Sometimes greasy fur is too much protein in the diet, i am not familiar with the food you use, again i think you need advice from someone closer to you.


----------



## 4mb3rNich0l3

They didnt have greasy fur until i got them(that I really noticed anyways) I was suggested by several people on this forum and another mouse forum to use trpoical carnival or the native earth blocks. tropical carnival is at a local pet store by me so i got it until i got the money to get the blocks later.. dont know.. hoping its not mited but I wanna be on the safe side


----------



## MissMouse

I've been using the same brand of food as you for almost a year, but I feed them the hamster and gerbil mix. It has 12.5% CP, I believe, so if too much CP is the issue that might help. I was using something low-quality with too much CP when I first got my mice, but a mouse-keeper on another forum suggested the hamster and gerbil mix.


----------



## 4mb3rNich0l3

MissMouse said:


> I've been using the same brand of food as you for almost a year, but I feed them the hamster and gerbil mix. It has 12.5% CP, I believe, so if too much CP is the issue that might help. I was using something low-quality with too much CP when I first got my mice, but a mouse-keeper on another forum suggested the hamster and gerbil mix.

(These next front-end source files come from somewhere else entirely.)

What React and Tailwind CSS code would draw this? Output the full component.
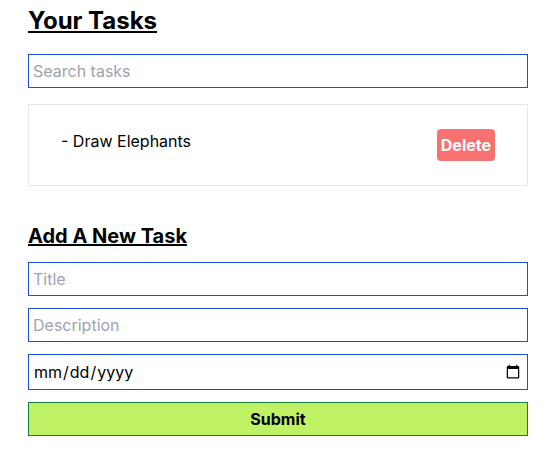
import React, { useState } from 'react';

function TaskItem({ task, onDelete }) {
  return (
    <div className="flex justify-between items-start border border-gray-200 px-8 py-6">
      <p className="leading-6">- {task.title}</p>
      <button
        className="bg-[#f87171] text-white font-bold rounded px-1 py-1 leading-6"
        onClick={() => onDelete(task.id)}
      >
        Delete
      </button>
    </div>
  );
}

export default function App() {
  const [tasks, setTasks] = useState([{ id: 1, title: 'Draw Elephants' }]);
  const [search, setSearch] = useState('');

  const inputClass =
    'w-full border border-[#1d4ed8] px-1 py-1 leading-6 text-base placeholder:text-[#9ca3af] outline-none';

  return (
    <div className="px-7 pt-[5px] text-black bg-white min-h-screen" style={{ fontFamily: 'Inter, "Liberation Sans", sans-serif' }}>
      <h1 className="text-2xl leading-8 font-bold underline w-fit">Your Tasks</h1>
      <input
        className={`${inputClass} mt-[17px]`}
        placeholder="Search tasks"
        value={search}
        onChange={(e) => setSearch(e.target.value)}
      />
      <div className="mt-4">
        {tasks
          .filter((t) => t.title.toLowerCase().includes(search.toLowerCase()))
          .map((task) => (
            <TaskItem key={task.id} task={task} onDelete={(id) => setTasks(tasks.filter((t) => t.id !== id))} />
          ))}
      </div>

      <h2 className="text-xl leading-7 font-bold underline mt-[36px]">Add A New Task</h2>
      <form className="flex flex-col gap-3 mt-[12px]" onSubmit={(e) => e.preventDefault()}>
        <input className={inputClass} placeholder="Title" />
        <input className={inputClass} placeholder="Description" />
        <input type="date" className={`${inputClass} h-9`} />
        <button type="submit" className="w-full bg-[#bef264] border border-[#15803d] py-1 leading-6 font-bold">
          Submit
        </button>
      </form>
    </div>
  );
}
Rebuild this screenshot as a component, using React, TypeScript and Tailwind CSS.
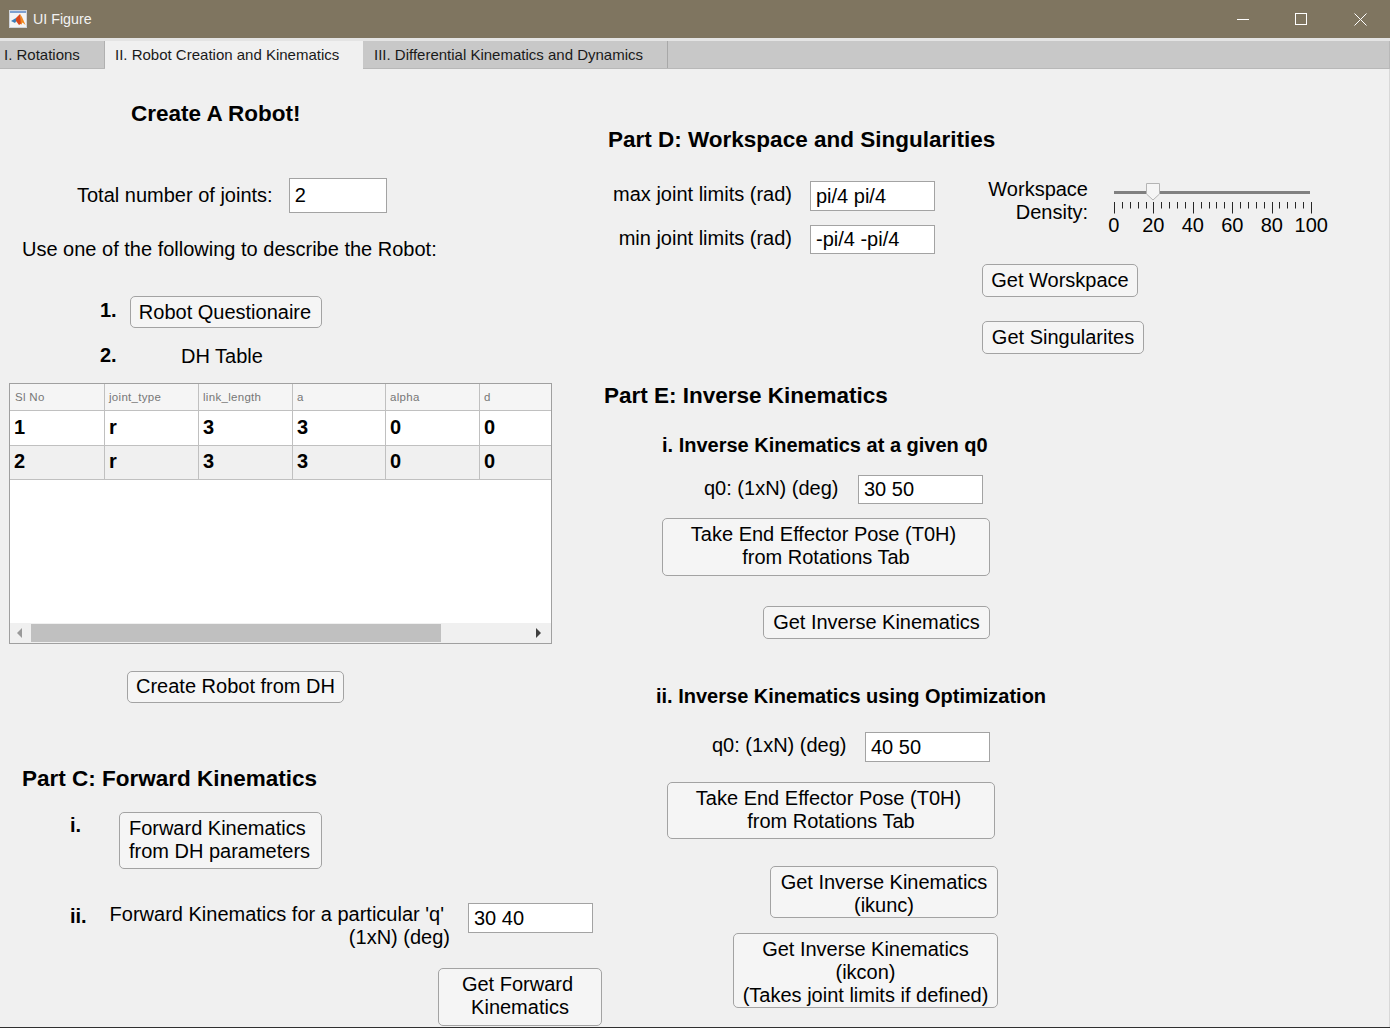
import React from "react";

const Btn = ({ className, children }: { className: string; children: React.ReactNode }) => (
  <button className={"flex items-center justify-center shrink-0 rounded-[5px] border border-[#a3a3a3] bg-[#f5f5f5] text-center text-[20px] leading-[23px] text-black " + className}>
    <span>{children}</span>
  </button>
);

const Field = ({ className, value }: { className: string; value: string }) => (
  <div className={"flex items-center shrink-0 border border-[#a3a3a3] bg-white pl-[5px] text-[20px] leading-[23px] text-black " + className}>{value}</div>
);

const Head = ({ className, children }: { className: string; children: React.ReactNode }) => (
  <div className={"text-[22.5px] leading-[28px] font-bold text-black whitespace-nowrap " + className}>{children}</div>
);

const Sub = ({ className, children }: { className: string; children: React.ReactNode }) => (
  <div className={"text-[20px] leading-[24px] font-bold text-black whitespace-nowrap " + className}>{children}</div>
);

const Label = ({ className, children }: { className: string; children: React.ReactNode }) => (
  <div className={"text-[20px] leading-[23px] text-black whitespace-nowrap " + className}>{children}</div>
);

const HCell = ({ children, last }: { children: string; last?: boolean }) => (
  <div className={"h-[27px] border-b border-[#c0c0c0] bg-[#f5f5f5] text-[11.5px] tracking-[0.3px] leading-[27px] text-[#777777] " + (children === "Sl No" ? "pl-[5px] " : "pl-[4px] ") + (last ? "" : "border-r")}>{children}</div>
);

const Cell = ({ children, last, shade }: { children: string; last?: boolean; shade?: boolean }) => (
  <div className={"border-b border-[#c0c0c0] pl-[4px] text-[20px] font-bold text-black " + (shade ? "h-[34px] leading-[30px] bg-[#f0f0f0] " : "h-[35px] leading-[32px] bg-white ") + (last ? "" : "border-r")}>{children}</div>
);

const rows = [
  ["1", "r", "3", "3", "0", "0"],
  ["2", "r", "3", "3", "0", "0"],
];

const Ticks = () => {
  const minor: number[] = [];
  for (let i = 0; i <= 25; i++) minor.push(i);
  return (
    <svg width="200" height="13" className="block">
      {minor.map((i) => {
        const x = Math.round((i * 197) / 25) + 0.5;
        const major = i % 5 === 0;
        return <line key={i} x1={x} x2={x} y1="0" y2={major ? 11.5 : 6.5} stroke="#262626" strokeWidth="1" />;
      })}
    </svg>
  );
};

const Trail = ({ children }: { children: string }) => <span className="pr-[5px]">{children}</span>;

export default function App() {
  return (
    <div className="flex h-[1028px] w-[1390px] flex-col overflow-hidden border-b border-[#303030] bg-[#f0f0f0] font-['Liberation_Sans',Arial,sans-serif]">
      <div className="flex h-[38px] shrink-0 items-center bg-[#7f7560] pl-[9px]">
        <svg width="18" height="18" viewBox="0 0 18 18">
          <rect x="0.5" y="0.5" width="17" height="17" fill="#f4f4f4" stroke="#d0d4dc" />
          <rect x="1" y="1" width="16" height="2" fill="#7da0d0" />
          <path d="M2 11 L7 8 L8.5 9.5 L6 13 Z" fill="#3f7fb8" />
          <path d="M7 8 L11 4 L13 13 L10 15 L7 11 Z" fill="#d9481c" />
          <path d="M11 4 L13 7 L16.5 15 L13.5 12.5 L12 15 Z" fill="#f08a24" />
        </svg>
        <span className="ml-[6px] mt-[2px] text-[14.25px] text-[#f2f2f2]">UI Figure</span>
        <div className="ml-auto flex pr-[1px]">
          <div className="flex h-[38px] w-[58px] items-center justify-center">
            <svg width="12" height="12"><line x1="0" x2="12" y1="6.5" y2="6.5" stroke="#fff" /></svg>
          </div>
          <div className="mr-[1px] flex h-[38px] w-[58px] items-center justify-center">
            <svg width="12" height="12"><rect x="0.5" y="0.5" width="11" height="11" fill="none" stroke="#fff" /></svg>
          </div>
          <div className="flex h-[38px] w-[58px] items-center justify-center">
            <svg width="13" height="13"><path d="M0.5 0.5 L12.5 12.5 M12.5 0.5 L0.5 12.5" stroke="#fff" fill="none" /></svg>
          </div>
        </div>
      </div>

      <div className="h-[3px] shrink-0 bg-[#e4e4e4]" />

      <div className="flex h-[28px] shrink-0 border-b border-r border-[#b8b8b8] bg-[#c8c8c8] text-[15px] leading-[28px] text-[#1a1a1a]">
        <div className="w-[105px] border-r border-[#b0b0b0] pl-[4px]">I. Rotations</div>
        <div className="z-10 h-[28px] w-[258px] bg-[#f0f0f0] pl-[10px]">II. Robot Creation and Kinematics</div>
        <div className="w-[305px] border-r border-[#a8a8a8] pl-[11px]">III. Differential Kinematics and Dynamics</div>
      </div>

      <div className="flex flex-1 border-r border-[#d8d8d8]">
        <div className="flex w-[604px] shrink-0 flex-col">
          <Head className="ml-[131px] mt-[31px]">Create A Robot!</Head>
          <div className="ml-[77px] mt-[50px] flex h-[35px] items-center gap-[16px]">
            <Label className="">Total number of joints:</Label>
            <Field className="h-[35px] w-[98px]" value="2" />
          </div>
          <Label className="ml-[22px] mt-[25px] h-[24px]">Use one of the following to describe the Robot:</Label>
          <div className="ml-[100px] mt-[34px] flex h-[32px]">
            <Sub className="w-[30px] mt-[2px]">1.</Sub>
            <Btn className="h-[32px] w-[192px] pr-[2px]">Robot Questionaire</Btn>
          </div>
          <div className="ml-[100px] mt-[15px] flex h-[25px]">
            <Sub className="w-[81px]">2.</Sub>
            <Label className="mt-[2px]">DH Table</Label>
          </div>
          <div className="ml-[9px] mt-[15px] flex h-[261px] w-[543px] flex-col overflow-hidden border border-[#a0a0a0] bg-white">
            <div className="grid grid-cols-[95px_94px_94px_93px_94px_71px]">
              {["Sl No", "joint_type", "link_length", "a", "alpha", "d"].map((h, i) => (
                <HCell key={h} last={i === 5}>{h}</HCell>
              ))}
              {rows.map((r, ri) =>
                r.map((c, ci) => (
                  <Cell key={ri + "-" + ci} last={ci === 5} shade={ri === 1}>{c}</Cell>
                ))
              )}
            </div>
            <div className="flex-1" />
            <div className="flex h-[20px] items-center bg-[#f0f0f0]">
              <svg width="21" height="20" className="shrink-0"><path d="M12 5 L12 15 L7 10 Z" fill="#9a9a9a" /></svg>
              <div className="h-[18px] w-[410px] bg-[#c0c0c0]" />
              <svg width="11" height="20" className="ml-auto mr-[5px] shrink-0"><path d="M1 5 L1 15 L6 10 Z" fill="#404040" /></svg>
            </div>
          </div>
          <Btn className="ml-[127px] mt-[27px] h-[32px] w-[217px] pb-[2px]">Create Robot from DH</Btn>
          <Head className="ml-[22px] mt-[62px]">Part C: Forward Kinematics</Head>
          <div className="ml-[70px] mt-[19px] flex h-[57px]">
            <Sub className="w-[49px] mt-[1px]">i.</Sub>
            <Btn className="h-[57px] w-[203px] pb-[2px] pr-[2px]">
              <span className="block text-left">Forward Kinematics<br />from DH parameters</span>
            </Btn>
          </div>
          <div className="ml-[70px] mt-[34px] flex h-[46px]">
            <Sub className="w-[39px] mt-[1px]">ii.</Sub>
            <div className="w-[341px] text-right text-[20px] leading-[23px] text-black">
              <div className="pr-[6px]">Forward Kinematics for a particular 'q'</div>
              <div>(1xN) (deg)</div>
            </div>
            <Field className="ml-[18px] h-[30px] w-[125px]" value="30 40" />
          </div>
          <Btn className="ml-[438px] mt-[19px] h-[58px] w-[164px] pb-[2px]"><Trail>Get Forward</Trail><br />Kinematics</Btn>
        </div>

        <div className="flex flex-1 flex-col">
          <Head className="ml-[4px] mt-[57px]">Part D: Workspace and Singularities</Head>
          <div className="mt-[24px] flex">
            <div className="w-[378px] shrink-0 pt-[3px]">
              <div className="flex h-[30px] items-center">
                <Label className="w-[188px] text-right mb-[3px]">max joint limits (rad)</Label>
                <Field className="ml-[18px] h-[30px] w-[125px]" value="pi/4 pi/4" />
              </div>
              <div className="mt-[14px] flex h-[29px] items-center">
                <Label className="w-[188px] text-right mb-[2px]">min joint limits (rad)</Label>
                <Field className="ml-[18px] h-[29px] w-[125px]" value="-pi/4 -pi/4" />
              </div>
            </div>
            <div className="flex flex-col">
              <div className="flex h-[86px]">
                <Label className="w-[106px] text-right">Workspace<br />Density:</Label>
                <div className="ml-[26px] w-[200px] pt-[5px]">
                  <div className="relative h-[19px] pt-[8px]">
                    <div className="h-[3px] w-[196px] bg-[#808080]" />
                    <svg width="15" height="18" className="absolute left-[32px] top-0">
                      <path d="M0.5 0.5 H13.5 V11 L7 17 L0.5 11 Z" fill="#f5f5f5" stroke="#b4b4b4" />
                    </svg>
                  </div>
                  <Ticks />
                  <div className="ml-[-20px] mt-[-2px] grid w-[237px] grid-cols-6 text-center text-[20px] leading-[24px] text-black">
                    {["0", "20", "40", "60", "80", "100"].map((t) => <span key={t}>{t}</span>)}
                  </div>
                </div>
              </div>
              <Btn className="h-[33px] w-[156px]">Get Worskpace</Btn>
              <Btn className="mt-[24px] h-[33px] w-[162px]">Get Singularites</Btn>
            </div>
          </div>
          <Head className="mt-[28px]">Part E: Inverse Kinematics</Head>
          <Sub className="ml-[58px] mt-[23px]">i. Inverse Kinematics at a given q0</Sub>
          <div className="ml-[100px] mt-[18px] flex h-[29px] items-center">
            <Label className="w-[154px] mb-[2px]">q0: (1xN) (deg)</Label>
            <Field className="h-[29px] w-[125px]" value="30 50" />
          </div>
          <Btn className="ml-[58px] mt-[14px] h-[58px] w-[328px] pb-[2px]"><Trail>Take End Effector Pose (T0H)</Trail><br />from Rotations Tab</Btn>
          <Btn className="ml-[159px] mt-[30px] h-[33px] w-[227px]">Get Inverse Kinematics</Btn>
          <Sub className="ml-[52px] mt-[45px]">ii. Inverse Kinematics using Optimization</Sub>
          <div className="ml-[108px] mt-[24px] flex h-[30px] items-center">
            <Label className="w-[153px] mb-[4px]">q0: (1xN) (deg)</Label>
            <Field className="h-[30px] w-[125px]" value="40 50" />
          </div>
          <Btn className="ml-[63px] mt-[20px] h-[57px] w-[328px] pb-[2px]"><Trail>Take End Effector Pose (T0H)</Trail><br />from Rotations Tab</Btn>
          <Btn className="ml-[166px] mt-[27px] h-[52px] w-[228px] pt-[4px]">Get Inverse Kinematics<br />(ikunc)</Btn>
          <Btn className="ml-[129px] mt-[15px] h-[75px] w-[265px] pt-[4px]">Get Inverse Kinematics<br />(ikcon)<br />(Takes joint limits if defined)</Btn>
        </div>
      </div>
    </div>
  );
}
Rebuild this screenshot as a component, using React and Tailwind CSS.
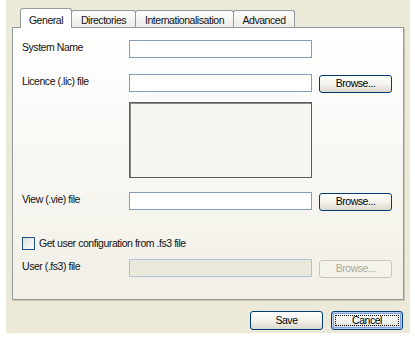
import React from "react";

const btn =
  "relative flex items-center justify-center rounded-[3px] border border-[#003c74] bg-linear-to-b from-white via-[#f4f3ee] to-[#dcd8cc] text-black";

function Tab({ label, width, active }) {
  if (active) {
    return (
      <div
        className={`relative z-10 -mb-px flex h-[20px] items-start justify-center rounded-t-[3px] border border-b-0 border-[#919b9c] bg-white pt-[4px] ${width}`}
      >
        {label}
      </div>
    );
  }
  return (
    <div
      className={`-ml-px flex h-[17px] items-start justify-center rounded-t-[3px] border border-b-0 border-[#919b9c] bg-linear-to-b from-white to-[#ecebe5] pt-[2px] ${width}`}
    >
      {label}
    </div>
  );
}

function FileRow({ label, disabled, browse, className = "" }) {
  return (
    <div className={`flex items-start ${className}`}>
      <div className="w-[107px] pt-[1px] leading-[13px]">{label}</div>
      <div
        className={`h-[18px] w-[183px] border ${
          disabled ? "border-[#b3c2d0] bg-[#ebe9dd]" : "border-[#7f9db9] bg-white"
        }`}
      />
      {browse &&
        (disabled ? (
          <div className="ml-[7px] mt-px flex h-[18px] w-[73px] items-center justify-center rounded-[3px] border border-[#c9c7ba] bg-[#f5f4ea] text-[#aca899]">
            Browse...
          </div>
        ) : (
          <div className={`ml-[7px] mt-px h-[18px] w-[73px] ${btn}`}>Browse...</div>
        ))}
    </div>
  );
}

export default function App() {
  return (
    <div className="h-[339px] w-[415px] bg-white font-['Liberation_Sans',sans-serif] text-[10.5px] tracking-[-0.45px] text-[#111]">
      <div className="ml-[6px] h-[333px] w-[404px] bg-[#ece9d8] px-[6px] pt-[8px]">
        <div className="flex items-end pl-[8px]">
          <Tab label="General" width="w-[52px]" active />
          <Tab label="Directories" width="w-[65px]" />
          <Tab label="Internationalisation" width="w-[99px]" />
          <Tab label="Advanced" width="w-[62px]" />
        </div>

        <div className="h-[273px] border border-[#919b9c] bg-linear-to-b from-white to-[#f1efe6] pl-[9px] pt-[12px] shadow-[1px_1px_0_#c9c6b6]">
          <FileRow label="System Name" />
          <FileRow label="Licence (.lic) file" browse className="mt-[16px]" />
          <div className="ml-[107px] mt-[9px] h-[76px] w-[183px] border border-[#5c5c5c] bg-[#f6f5f0] shadow-[inset_1px_1px_0_#8a8a8a]" />
          <FileRow label="View (.vie) file" browse className="mt-[14px]" />

          <div className="mt-[26px] flex h-[13px] items-center">
            <div className="h-[13px] w-[13px] border border-[#1c5180] bg-linear-to-br from-[#dcdcd6] to-white" />
            <span className="ml-[4px] leading-[13px]">Get user configuration from .fs3 file</span>
          </div>

          <FileRow label="User (.fs3) file" browse disabled className="mt-[9px]" />
        </div>

        <div className="mt-[11px] flex justify-end gap-[8px] pr-px">
          <div className={`h-[19px] w-[73px] ${btn}`}>Save</div>
          <div
            className={`h-[19px] w-[72px] ${btn} shadow-[inset_0_0_0_1px_#b5cdf5,inset_0_0_0_2px_#7ea0e6]`}
          >
            <span className="absolute inset-[3px] border border-dotted border-black" />
            <span className="relative">Cancel</span>
          </div>
        </div>
      </div>
    </div>
  );
}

I also use the hamster and gerbil mix.. So I guess that cant be it.. Im wondering if maybe its my bins.. I only have the lid screened. I didnt do the sides so maybe its not enough air flow? Ill go back and so the sides as well and hope that helps


----------



## Wight Isle Stud

kill two birds with one stone. Dust with a cat/dog flea powder to remove the excess grease and or mites in their coats. Then reduce the diet to water and oats for two weeks, to stop them producing excess oils. Go through the diets of exhibition breeders on here for future feeding


----------



## 4mb3rNich0l3

Something like this?
http://www.petsmart.com/product/index.j ... Id=2751933

I read somewhere on here athletes food powder worked too.. or is that only good if they get some sort of fungal infection as well as mites?


----------



## Wight Isle Stud

No nothing like that. its a carpet Powder. Anthletes foot powder is for Fungal infections, Mites are not Fungal. As your dealing with the health of animals, perhaps I might respectfully suggest you get an adult to go through my answer to your original question with you. Good luck.


----------



## 4mb3rNich0l3

I am an adult... thanks though.. if anyone else(non-rude) has useful help id appreciate it..


----------



## 4mb3rNich0l3

besty74 said:


> invermectin for mites, but really you need someone from your side of the pond to tell you whats available over there!
> Sometimes greasy fur is too much protein in the diet, i am not familiar with the food you use, again i think you need advice from someone closer to you.


We have that over here at tractor supply(ive looked it up in other posts on here as well) ill give it a go  thanks so much for the help!


----------